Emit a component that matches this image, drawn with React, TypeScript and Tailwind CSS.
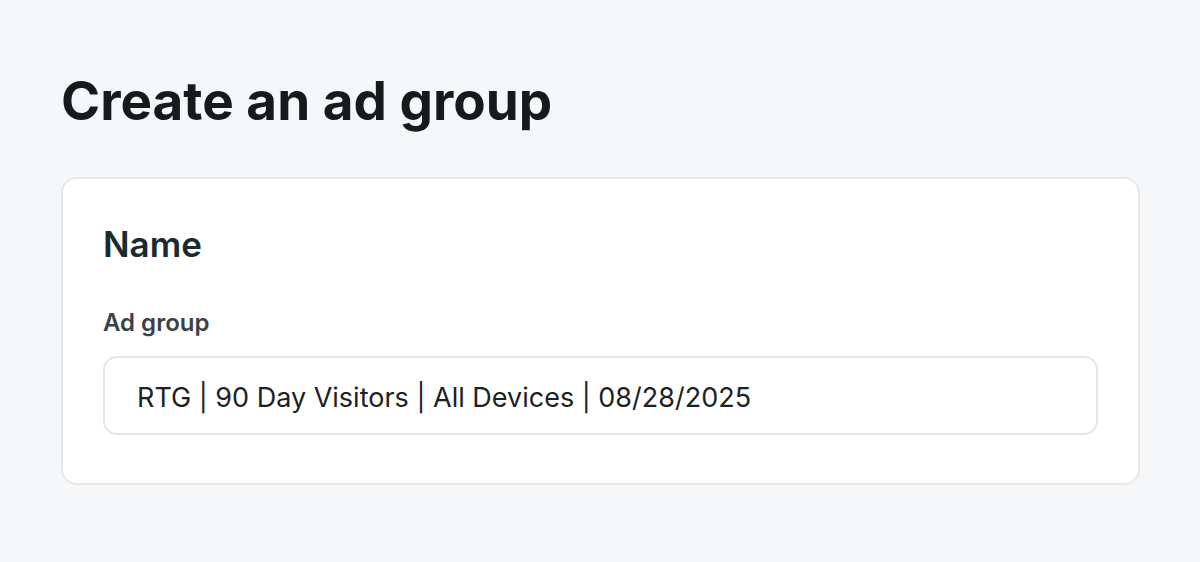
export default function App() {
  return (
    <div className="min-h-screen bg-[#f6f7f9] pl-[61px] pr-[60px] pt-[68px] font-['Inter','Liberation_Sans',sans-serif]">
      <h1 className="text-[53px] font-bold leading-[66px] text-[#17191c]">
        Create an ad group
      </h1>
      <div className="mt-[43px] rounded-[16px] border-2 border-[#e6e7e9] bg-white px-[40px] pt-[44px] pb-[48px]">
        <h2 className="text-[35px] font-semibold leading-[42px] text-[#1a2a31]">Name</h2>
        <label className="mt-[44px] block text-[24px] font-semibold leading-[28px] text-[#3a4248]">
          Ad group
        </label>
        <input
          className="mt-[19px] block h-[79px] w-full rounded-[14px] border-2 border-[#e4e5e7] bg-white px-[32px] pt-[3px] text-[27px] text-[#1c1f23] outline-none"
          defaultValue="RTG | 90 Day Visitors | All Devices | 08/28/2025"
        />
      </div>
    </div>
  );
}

──────

*Set task:* Without the pictures, write out the whole listing above exactly as it appears.

*Answer to the exercise:*
Emit a component that matches this image, drawn with React, TypeScript and Tailwind CSS.
export default function App() {
  return (
    <div className="min-h-screen bg-[#f6f7f9] pl-[61px] pr-[60px] pt-[68px] font-['Inter','Liberation_Sans',sans-serif]">
      <h1 className="text-[53px] font-bold leading-[66px] text-[#17191c]">
        Create an ad group
      </h1>
      <div className="mt-[43px] rounded-[16px] border-2 border-[#e6e7e9] bg-white px-[40px] pt-[44px] pb-[48px]">
        <h2 className="text-[35px] font-semibold leading-[42px] text-[#1a2a31]">Name</h2>
        <label className="mt-[44px] block text-[24px] font-semibold leading-[28px] text-[#3a4248]">
          Ad group
        </label>
        <input
          className="mt-[19px] block h-[79px] w-full rounded-[14px] border-2 border-[#e4e5e7] bg-white px-[32px] pt-[3px] text-[27px] text-[#1c1f23] outline-none"
          defaultValue="RTG | 90 Day Visitors | All Devices | 08/28/2025"
        />
      </div>
    </div>
  );
}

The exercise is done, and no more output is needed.